> TASK REQUIREMENTS
Where a line contains the word "styles", copy that line.

> RECORDS SHOWN

....

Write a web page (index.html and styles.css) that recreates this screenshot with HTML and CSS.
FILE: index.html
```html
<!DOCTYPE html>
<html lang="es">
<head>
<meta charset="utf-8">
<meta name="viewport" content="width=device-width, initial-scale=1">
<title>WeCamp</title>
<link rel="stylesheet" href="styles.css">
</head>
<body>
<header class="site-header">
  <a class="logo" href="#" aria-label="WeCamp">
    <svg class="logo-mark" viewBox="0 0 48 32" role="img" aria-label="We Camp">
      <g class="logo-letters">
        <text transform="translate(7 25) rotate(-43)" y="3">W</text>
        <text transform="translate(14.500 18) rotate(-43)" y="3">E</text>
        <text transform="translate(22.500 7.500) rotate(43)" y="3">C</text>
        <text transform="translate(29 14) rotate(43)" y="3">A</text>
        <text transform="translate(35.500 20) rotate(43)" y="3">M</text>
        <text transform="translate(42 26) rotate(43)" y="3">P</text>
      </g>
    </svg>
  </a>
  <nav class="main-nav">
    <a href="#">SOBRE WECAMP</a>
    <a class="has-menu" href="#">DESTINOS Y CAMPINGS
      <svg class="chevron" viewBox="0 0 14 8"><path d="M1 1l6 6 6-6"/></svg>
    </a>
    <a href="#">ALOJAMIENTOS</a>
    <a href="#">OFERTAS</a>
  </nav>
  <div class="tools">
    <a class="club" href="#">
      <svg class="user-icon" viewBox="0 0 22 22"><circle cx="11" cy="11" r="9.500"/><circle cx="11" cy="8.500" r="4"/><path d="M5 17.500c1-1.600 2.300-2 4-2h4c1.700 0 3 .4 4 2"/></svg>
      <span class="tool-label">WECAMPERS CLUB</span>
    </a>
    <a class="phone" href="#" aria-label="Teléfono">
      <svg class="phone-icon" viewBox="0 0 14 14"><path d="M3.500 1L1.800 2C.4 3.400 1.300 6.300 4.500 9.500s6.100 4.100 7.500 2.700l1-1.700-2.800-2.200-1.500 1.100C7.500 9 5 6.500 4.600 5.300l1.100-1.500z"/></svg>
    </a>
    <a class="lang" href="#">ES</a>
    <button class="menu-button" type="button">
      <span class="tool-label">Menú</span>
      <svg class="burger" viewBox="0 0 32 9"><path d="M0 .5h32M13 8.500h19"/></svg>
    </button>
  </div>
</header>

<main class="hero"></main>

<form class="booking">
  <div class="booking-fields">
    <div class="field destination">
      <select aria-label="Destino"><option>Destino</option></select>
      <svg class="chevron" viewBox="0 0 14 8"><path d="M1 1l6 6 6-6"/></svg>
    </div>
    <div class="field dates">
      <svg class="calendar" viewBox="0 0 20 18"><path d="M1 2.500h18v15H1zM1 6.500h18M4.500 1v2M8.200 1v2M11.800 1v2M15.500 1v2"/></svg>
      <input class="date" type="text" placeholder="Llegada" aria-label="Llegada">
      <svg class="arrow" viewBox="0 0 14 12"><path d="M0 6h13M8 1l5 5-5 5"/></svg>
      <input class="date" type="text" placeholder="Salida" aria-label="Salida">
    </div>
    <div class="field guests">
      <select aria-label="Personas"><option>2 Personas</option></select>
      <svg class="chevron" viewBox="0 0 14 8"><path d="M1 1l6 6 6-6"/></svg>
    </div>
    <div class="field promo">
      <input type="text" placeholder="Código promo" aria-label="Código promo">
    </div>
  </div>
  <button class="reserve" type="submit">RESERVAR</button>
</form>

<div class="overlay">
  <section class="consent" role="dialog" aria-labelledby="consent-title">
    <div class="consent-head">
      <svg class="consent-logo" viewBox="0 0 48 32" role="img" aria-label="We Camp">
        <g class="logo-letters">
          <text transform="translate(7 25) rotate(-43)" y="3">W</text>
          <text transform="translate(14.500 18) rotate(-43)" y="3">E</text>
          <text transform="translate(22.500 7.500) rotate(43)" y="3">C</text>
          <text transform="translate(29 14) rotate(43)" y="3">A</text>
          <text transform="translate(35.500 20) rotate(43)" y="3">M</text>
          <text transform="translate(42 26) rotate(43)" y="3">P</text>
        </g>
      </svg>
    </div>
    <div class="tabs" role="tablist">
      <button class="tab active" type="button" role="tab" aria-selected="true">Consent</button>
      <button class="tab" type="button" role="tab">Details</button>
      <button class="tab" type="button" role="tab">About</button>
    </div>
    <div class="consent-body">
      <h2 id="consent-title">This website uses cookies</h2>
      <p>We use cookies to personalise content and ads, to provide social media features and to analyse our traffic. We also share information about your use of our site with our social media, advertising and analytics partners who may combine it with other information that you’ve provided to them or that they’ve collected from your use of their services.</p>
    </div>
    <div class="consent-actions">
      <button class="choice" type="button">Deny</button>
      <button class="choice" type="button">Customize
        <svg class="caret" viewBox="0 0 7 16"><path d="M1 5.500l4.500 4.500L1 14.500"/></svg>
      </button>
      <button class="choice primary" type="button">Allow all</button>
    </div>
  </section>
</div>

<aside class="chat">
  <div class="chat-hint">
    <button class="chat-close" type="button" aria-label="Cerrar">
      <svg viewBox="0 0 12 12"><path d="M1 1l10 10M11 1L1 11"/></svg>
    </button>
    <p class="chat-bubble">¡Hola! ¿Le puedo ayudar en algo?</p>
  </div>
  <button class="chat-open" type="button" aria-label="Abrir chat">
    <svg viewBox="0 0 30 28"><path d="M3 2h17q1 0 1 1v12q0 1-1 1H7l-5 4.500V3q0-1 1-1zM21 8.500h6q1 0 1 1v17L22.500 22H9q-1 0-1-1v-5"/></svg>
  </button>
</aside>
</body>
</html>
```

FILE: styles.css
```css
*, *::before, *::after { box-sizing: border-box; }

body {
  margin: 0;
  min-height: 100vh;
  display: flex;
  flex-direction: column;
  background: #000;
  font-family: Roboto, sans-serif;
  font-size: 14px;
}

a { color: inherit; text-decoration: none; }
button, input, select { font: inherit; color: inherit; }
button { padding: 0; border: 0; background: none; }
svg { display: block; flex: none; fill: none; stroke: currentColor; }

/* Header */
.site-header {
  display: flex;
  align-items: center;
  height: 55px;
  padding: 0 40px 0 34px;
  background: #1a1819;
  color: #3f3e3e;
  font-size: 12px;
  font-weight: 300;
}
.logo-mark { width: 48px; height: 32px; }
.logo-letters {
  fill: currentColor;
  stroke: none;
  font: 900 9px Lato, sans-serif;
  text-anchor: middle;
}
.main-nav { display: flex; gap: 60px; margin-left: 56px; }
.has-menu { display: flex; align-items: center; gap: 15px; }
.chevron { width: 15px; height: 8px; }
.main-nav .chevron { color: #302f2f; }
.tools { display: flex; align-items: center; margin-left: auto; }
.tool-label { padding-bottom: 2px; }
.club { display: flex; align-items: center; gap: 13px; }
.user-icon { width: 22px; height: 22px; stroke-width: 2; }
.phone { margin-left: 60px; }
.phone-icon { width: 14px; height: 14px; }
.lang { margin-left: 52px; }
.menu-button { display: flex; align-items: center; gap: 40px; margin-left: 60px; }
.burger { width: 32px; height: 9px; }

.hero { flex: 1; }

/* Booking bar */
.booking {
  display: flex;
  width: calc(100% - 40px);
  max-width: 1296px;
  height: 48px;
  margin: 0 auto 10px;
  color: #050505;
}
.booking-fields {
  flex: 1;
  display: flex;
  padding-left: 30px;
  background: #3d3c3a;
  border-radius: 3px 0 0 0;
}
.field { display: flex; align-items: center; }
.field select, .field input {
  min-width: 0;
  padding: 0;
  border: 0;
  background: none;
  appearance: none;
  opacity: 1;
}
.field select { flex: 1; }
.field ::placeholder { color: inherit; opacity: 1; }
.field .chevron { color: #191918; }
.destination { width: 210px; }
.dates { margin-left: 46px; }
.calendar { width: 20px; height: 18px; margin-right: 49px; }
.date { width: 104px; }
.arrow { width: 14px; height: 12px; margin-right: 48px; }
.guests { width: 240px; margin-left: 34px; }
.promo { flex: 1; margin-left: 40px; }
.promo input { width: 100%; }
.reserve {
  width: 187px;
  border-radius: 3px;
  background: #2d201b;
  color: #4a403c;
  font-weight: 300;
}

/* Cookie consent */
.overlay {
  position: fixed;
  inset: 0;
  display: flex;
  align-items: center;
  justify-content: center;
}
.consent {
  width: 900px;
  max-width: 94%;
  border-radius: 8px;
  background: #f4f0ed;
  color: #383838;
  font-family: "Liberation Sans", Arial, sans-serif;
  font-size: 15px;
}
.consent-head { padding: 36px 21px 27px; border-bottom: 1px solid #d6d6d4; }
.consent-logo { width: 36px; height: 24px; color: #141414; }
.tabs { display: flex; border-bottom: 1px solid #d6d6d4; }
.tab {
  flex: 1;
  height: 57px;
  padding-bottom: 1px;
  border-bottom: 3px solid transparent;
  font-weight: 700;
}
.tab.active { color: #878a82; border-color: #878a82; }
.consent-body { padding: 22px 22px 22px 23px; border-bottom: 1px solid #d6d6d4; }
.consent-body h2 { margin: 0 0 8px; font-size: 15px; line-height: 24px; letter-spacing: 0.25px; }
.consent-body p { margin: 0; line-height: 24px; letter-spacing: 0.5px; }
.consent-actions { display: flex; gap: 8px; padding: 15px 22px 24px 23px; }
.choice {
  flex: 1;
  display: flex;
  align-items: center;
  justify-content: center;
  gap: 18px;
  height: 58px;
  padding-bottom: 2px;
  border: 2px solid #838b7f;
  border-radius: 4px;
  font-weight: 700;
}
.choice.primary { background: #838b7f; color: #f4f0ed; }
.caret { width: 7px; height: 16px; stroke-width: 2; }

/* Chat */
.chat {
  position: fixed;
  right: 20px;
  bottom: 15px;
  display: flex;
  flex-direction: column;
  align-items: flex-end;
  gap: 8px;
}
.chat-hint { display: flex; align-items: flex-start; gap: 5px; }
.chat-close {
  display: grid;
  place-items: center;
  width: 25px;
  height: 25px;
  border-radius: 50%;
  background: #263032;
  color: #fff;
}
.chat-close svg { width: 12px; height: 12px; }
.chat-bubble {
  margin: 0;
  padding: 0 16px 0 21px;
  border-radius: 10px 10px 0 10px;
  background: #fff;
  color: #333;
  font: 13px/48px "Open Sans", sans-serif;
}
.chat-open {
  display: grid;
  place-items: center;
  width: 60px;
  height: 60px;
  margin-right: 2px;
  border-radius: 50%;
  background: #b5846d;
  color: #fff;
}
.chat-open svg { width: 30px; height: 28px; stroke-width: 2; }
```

....

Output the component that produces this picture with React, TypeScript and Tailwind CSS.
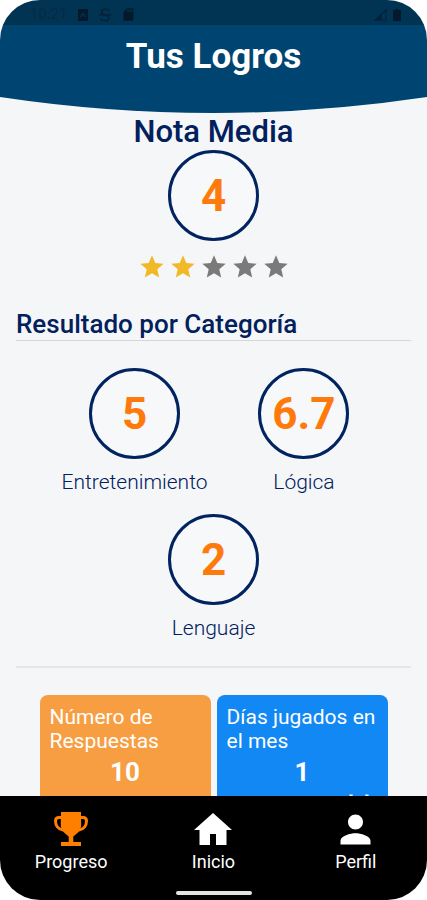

....

> SOLVED PROBLEM
Write a web page (index.html and styles.css) that recreates this screenshot with HTML and CSS.
<link rel="stylesheet" href="styles.css">
FILE: styles.css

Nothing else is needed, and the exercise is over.